JOHN HOOD COLUMN: Imperial City loses on mandates

On Sept. 15, I wrote a column responding to President Joe Biden’s announcement of a new federal mandate that large employers, federal contractors, and certain other business establishments require their employees either to be vaccinated or to undergo frequent COVID-19 testing.

John Hood

“Although an advocate of vaccination,” I stated, “I strongly oppose President Joe Biden’s attempt to force private companies to make vaccination or weekly testing a condition of employment. His order violates fundamental principles of federalism and the separation of powers. It is also a violation of the statutes governing federal rulemaking.”

Many readers disagreed. Of course the president has the authority to impose a vaccine mandate on companies receiving federal contracts or Medicare dollars, my critics insisted, or to impose such a mandate on any private employer via the Occupational Safety and Health Administration (OSHA).

Well, so far Biden’s policy has fared poorly in the courts. Two judges struck down the mandate on federal contractors. Two other judges struck down the mandate on medical providers. And citing both statutory and constitutional violations, the Fifth Circuit Court of Appeals struck down the president’s attempt to use OSHA to compel vaccine compliance at large employers.

The issue was never the effectiveness of COVID-19 vaccines or even the legality of vaccine mandates. Under America’s constitutional order, the federal government enjoys only those powers specifically enumerated in the United States Constitution. State governments, however, possess a general “police power” to enact laws to protect “public safety, public health, morality, peace and quiet, [and] law and order,” as a 1954 U.S. Supreme Court decision put it.

In other words, while I might argue on prudential grounds that North Carolina shouldn’t require vaccination against COVID-19 in order to work or go to school, I must grant that our state government does indeed possess the power under the state constitution to impose such rules. I can grant that and still deny that the federal government has or should possess such power.

Whether it be abortion practices, vaccine mandates, utility regulations, school curricula or a host of other often-controversial issues, my position remains the same: unless the U.S. Constitution specifically grants Congress the power to act, these matters should be left up to state governments to sort out for themselves.
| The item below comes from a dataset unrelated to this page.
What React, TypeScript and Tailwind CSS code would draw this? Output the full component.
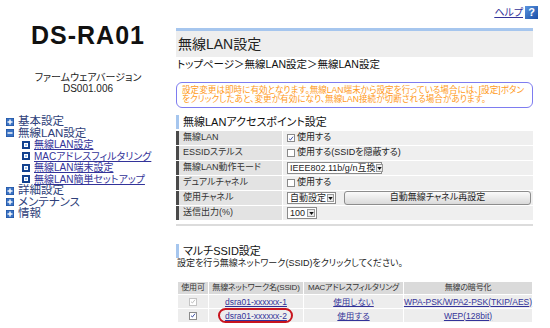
import * as React from 'react';

const ff = "[font-family:'Liberation_Sans','Noto_Sans_CJK_JP',sans-serif] [font-feature-settings:'palt']";

function cx(...c: (string | false | undefined)[]) {
  return c.filter(Boolean).join(' ');
}

function TreeIcon({ minus = false }: { minus?: boolean }) {
  return (
    <svg viewBox="0 0 8 8" className="h-[8px] w-[8px] shrink-0">
      <rect x="0" y="0" width="8" height="8" fill="#1d4f9c" />
      <rect x="0.5" y="0.5" width="7" height="7" fill="#3a72c4" />
      <rect x="1.5" y="3.3" width="5" height="1.4" fill="#fff" />
      {!minus && <rect x="3.3" y="1.5" width="1.4" height="5" fill="#fff" />}
    </svg>
  );
}

function PageIcon() {
  return (
    <svg viewBox="0 0 8 8" className="h-[8px] w-[8px] shrink-0">
      <rect x="0" y="0" width="8" height="8" fill="#12418e" />
      <rect x="2" y="2" width="4" height="4" fill="#fff" />
      <rect x="3" y="3" width="2" height="2" fill="#9cc2ee" />
    </svg>
  );
}

function Check({ on = false, dim = false }: { on?: boolean; dim?: boolean }) {
  return (
    <span
      className={cx(
        'inline-flex h-[8px] w-[8px] shrink-0 items-center justify-center border bg-white',
        dim ? 'border-[#c4c4c4]' : 'border-[#8a8a8a]'
      )}
    >
      {on && (
        <svg viewBox="0 0 8 8" className="h-[7px] w-[7px]">
          <path d="M1.3 4.2 L3.2 6 L6.7 1.6" fill="none" stroke={dim ? '#b8b8b8' : '#2a3f9a'} strokeWidth="1.2" />
        </svg>
      )}
    </span>
  );
}

function Select({ label, w }: { label: string; w: string }) {
  return (
    <span className={cx('inline-flex h-[12px] items-center justify-between border border-[#8c8c8c] bg-white pl-[2px]', w)}>
      <span className="whitespace-nowrap text-[9px] leading-[10px] text-[#222]">{label}</span>
      <span className="m-[1px] inline-flex h-[8px] w-[8px] items-center justify-center border border-[#9a9a9a] bg-[#ececec]">
        <svg viewBox="0 0 6 4" className="h-[3px] w-[5px]">
          <path d="M0 0 L6 0 L3 4 Z" fill="#111" />
        </svg>
      </span>
    </span>
  );
}

const rows: { label: string; value: React.ReactNode }[] = [
  {
    label: '無線LAN',
    value: (
      <span className="flex items-center gap-[2px]">
        <Check on />
        <span>使用する</span>
      </span>
    ),
  },
  {
    label: 'ESSIDステルス',
    value: (
      <span className="flex items-center gap-[2px]">
        <Check />
        <span>使用する(SSIDを隠蔽する)</span>
      </span>
    ),
  },
  { label: '無線LAN動作モード', value: <Select label="IEEE802.11b/g/n互換" w="w-[95px]" /> },
  {
    label: 'デュアルチャネル',
    value: (
      <span className="flex items-center gap-[2px]">
        <Check />
        <span>使用する</span>
      </span>
    ),
  },
  {
    label: '使用チャネル',
    value: (
      <span className="flex items-center gap-[8px]">
        <Select label="自動設定" w="w-[49px]" />
        <span className="flex h-[14px] w-[187px] items-center justify-center rounded-[3px] border border-[#8d8d8d] bg-gradient-to-b from-[#fbfbfb] to-[#dadada] text-[9px] text-[#222]">
          自動無線チャネル再設定
        </span>
      </span>
    ),
  },
  { label: '送信出力(%)', value: <Select label="100" w="w-[30px]" /> },
];

const menu = [
  { label: '基本設定', sub: false, minus: false },
  { label: '無線LAN設定', sub: false, minus: true },
  { label: '無線LAN設定', sub: true },
  { label: 'MACアドレスフィルタリング', sub: true },
  { label: '無線LAN端末設定', sub: true },
  { label: '無線LAN簡単セットアップ', sub: true },
  { label: '詳細設定', sub: false, minus: false },
  { label: 'メンテナンス', sub: false, minus: false },
  { label: '情報', sub: false, minus: false },
];

export default function App() {
  return (
    <div className={cx('flex h-[328px] w-[550px] overflow-hidden bg-white text-[#333]', ff)}>
      {/* Left: model + tree menu */}
      <div className="flex w-[176px] shrink-0 flex-col">
        <div className="pt-[21px] text-center text-[25px] font-bold leading-[28px] tracking-[1px] text-[#111] [font-family:'Liberation_Sans',sans-serif]">
          DS-RA01
        </div>
        <div className="mt-[23px] text-center text-[10px] leading-[11px] text-[#222]">
          <div>ファームウェアバージョン</div>
          <div>DS001.006</div>
        </div>
        <div className="mt-[22px] flex flex-col pl-[6px]">
          {menu.map((m, i) =>
            m.sub ? (
              <div key={i} className="flex h-[11.5px] items-center gap-[4px] pl-[16px]">
                <PageIcon />
                <span className="whitespace-nowrap text-[10px] leading-[11px] text-[#333399] underline">{m.label}</span>
              </div>
            ) : (
              <div key={i} className="flex h-[11.5px] items-center gap-[4px]">
                <TreeIcon minus={m.minus} />
                <span className="whitespace-nowrap text-[11.5px] leading-[11.5px] text-[#2f3f7a]">{m.label}</span>
              </div>
            )
          )}
        </div>
      </div>

      {/* Main */}
      <div className="flex w-[357px] shrink-0 flex-col">
        <div className="-mr-[5px] flex h-[19px] items-end justify-end gap-[2px] pt-[6px]">
          <span className="text-[10px] leading-[12px] text-[#333399] underline">ヘルプ</span>
          <span className="flex h-[13px] w-[13px] items-center justify-center bg-gradient-to-br from-[#5a95e0] to-[#1b4ea6] text-[11px] font-bold leading-none text-white [font-family:'Liberation_Sans',sans-serif]">
            ?
          </span>
        </div>

        <div className="mt-[9px] h-[3px] bg-[#a6c6ee]" />
        <div className="flex h-[26px] items-center bg-[#eeeeee] pl-[2px] text-[14px] text-[#222]">無線LAN設定</div>
        <div className="h-[14px] pl-[1px] text-[10.5px] leading-[14px] text-[#111]">トップページ＞無線LAN設定＞無線LAN設定</div>

        <div className="mt-[11px] whitespace-nowrap rounded-[6px] border border-[#7e7cf0] px-[5px] py-[3px] text-[8.6px] leading-[9px] text-[#ff9a1a]">
          設定変更は即時に有効となります。無線LAN端末から設定を行っている場合には、[設定]ボタン
          <br />
          をクリックしたあと、変更が有効になり、無線LAN接続が切断される場合があります。
        </div>

        <div className="mt-[7px] flex h-[14px] items-center border-l-[3px] border-[#a6c6ee] pl-[4px] text-[11px] text-[#111]">
          無線LANアクセスポイント設定
        </div>

        <div className="mt-[2px] flex flex-col gap-[1px]">
          {rows.map((r) => (
            <div key={r.label} className="flex h-[14px] gap-[1px] text-[9px]">
              <div className="flex w-[106px] items-center border-l-[3px] border-[#4a4a4a] bg-[#e3e3e3] pl-[4px] text-[#333]">
                {r.label}
              </div>
              <div className="flex flex-1 items-center bg-[#efefef] pl-[4px] text-[#222]">{r.value}</div>
            </div>
          ))}
        </div>

        <div className="mt-[4px] h-[2px] bg-[#dcdcdc]" />

        <div className="mt-[18px] flex h-[14px] items-center border-l-[3px] border-[#a6c6ee] pl-[4px] text-[11px] text-[#111]">
          マルチSSID設定
        </div>
        <div className="h-[10px] pl-[1px] text-[9px] leading-[10px] text-[#222]">
          設定を行う無線ネットワーク(SSID)をクリックしてください。
        </div>

        <div className="ml-[2px] mt-[14px] grid grid-cols-[30px_94px_99px_128px] gap-[1px] text-[8.5px] leading-[10px]">
          {['使用可', '無線ネットワーク名(SSID)', 'MACアドレスフィルタリング', '無線の暗号化'].map((h) => (
            <div key={h} className="flex h-[12px] items-center justify-center overflow-hidden whitespace-nowrap bg-[#dadada] text-[8px] tracking-[-0.2px] text-[#333]">
              {h}
            </div>
          ))}

          <div className="flex h-[13px] items-center justify-center bg-[#ededed]">
            <Check on dim />
          </div>
          <div className="flex h-[13px] items-center justify-center bg-[#ededed]">
            <span className="text-[#333399] underline">dsra01-xxxxxx-1</span>
          </div>
          <div className="flex h-[13px] items-center justify-center bg-[#ededed]">
            <span className="text-[#333399] underline">使用しない</span>
          </div>
          <div className="flex h-[13px] items-center justify-center whitespace-nowrap bg-[#ededed]">
            <span className="text-[#333399] underline">WPA-PSK/WPA2-PSK(TKIP/AES)</span>
          </div>

          <div className="flex h-[13px] items-center justify-center bg-[#ededed]">
            <Check on />
          </div>
          <div className="relative flex h-[13px] items-center justify-center bg-[#ededed]">
            <span className="text-[#333399] underline">dsra01-xxxxxx-2</span>
            <span className="absolute left-[9px] top-[-1px] h-[15px] w-[75px] rounded-full border-2 border-[#c8141e]" />
          </div>
          <div className="flex h-[13px] items-center justify-center bg-[#ededed]">
            <span className="text-[#333399] underline">使用する</span>
          </div>
          <div className="flex h-[13px] items-center justify-center bg-[#ededed]">
            <span className="text-[#333399] underline">WEP(128bit)</span>
          </div>
        </div>
      </div>
    </div>
  );
}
No serious person disputes that within its constitutional purview, federal law reigns supreme. And no serious person disputes that our federal constitution and its duly enacted amendments ensure federal protection of individual rights — speech, press, assembly, trial by jury, etc. — from encroachment by state or local governments. But these cases are supposed to be the exception, not the rule.

Federalizing so many of our political disputes has produced horrible consequences. It makes every presidential or congressional election feel like a high-stakes poker game that no one can afford to lose. It guarantees constant and debilitating chaos. For most of the big political questions we face, there is no one answer that can or should be imposed across our sprawling country by a federal government few of us really trust.
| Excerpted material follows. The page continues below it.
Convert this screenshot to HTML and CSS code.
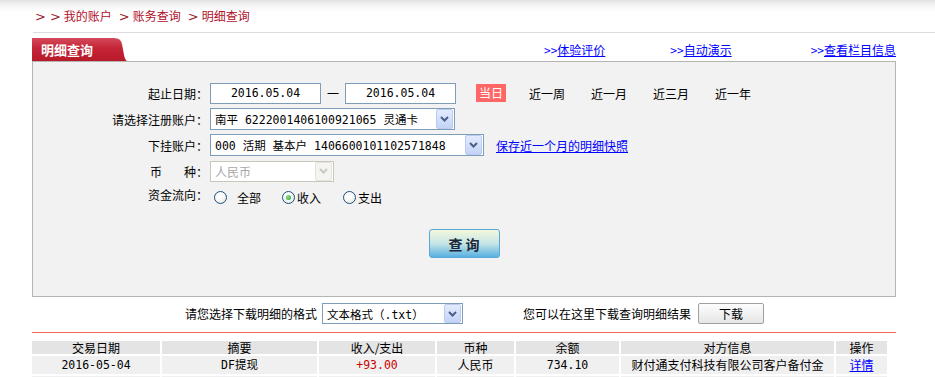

In his brilliant new book “I, Citizen: A Blueprint for Reclaiming American Self-Governance,” Tony Woodlief calls Washington, D.C. “an imperial city” that resembles more a circus than a capital. The showmen who populate the place clearly want it to remain the center ring of our political life. It serves their interests. But it doesn’t serve ours. Only by devolving power to states, localities, and voluntary institutions can we truly accommodate difference and thus defuse political tensions before they reach the boiling point.

“When real authority resides in communities, citizens are more likely to engage, to express their values and views, to hold government officials accountable, and even to become elected representatives themselves,” writes Woodlief, the executive vice president of State Policy Network (where I serve on the board of directors).

Federal courts have done the right thing in blocking Biden’s vaccine mandates. It’s best to make such policies closer to home. It’s also what our constitutional order requires.

John Hood is a board member at the John Locke Foundation and author.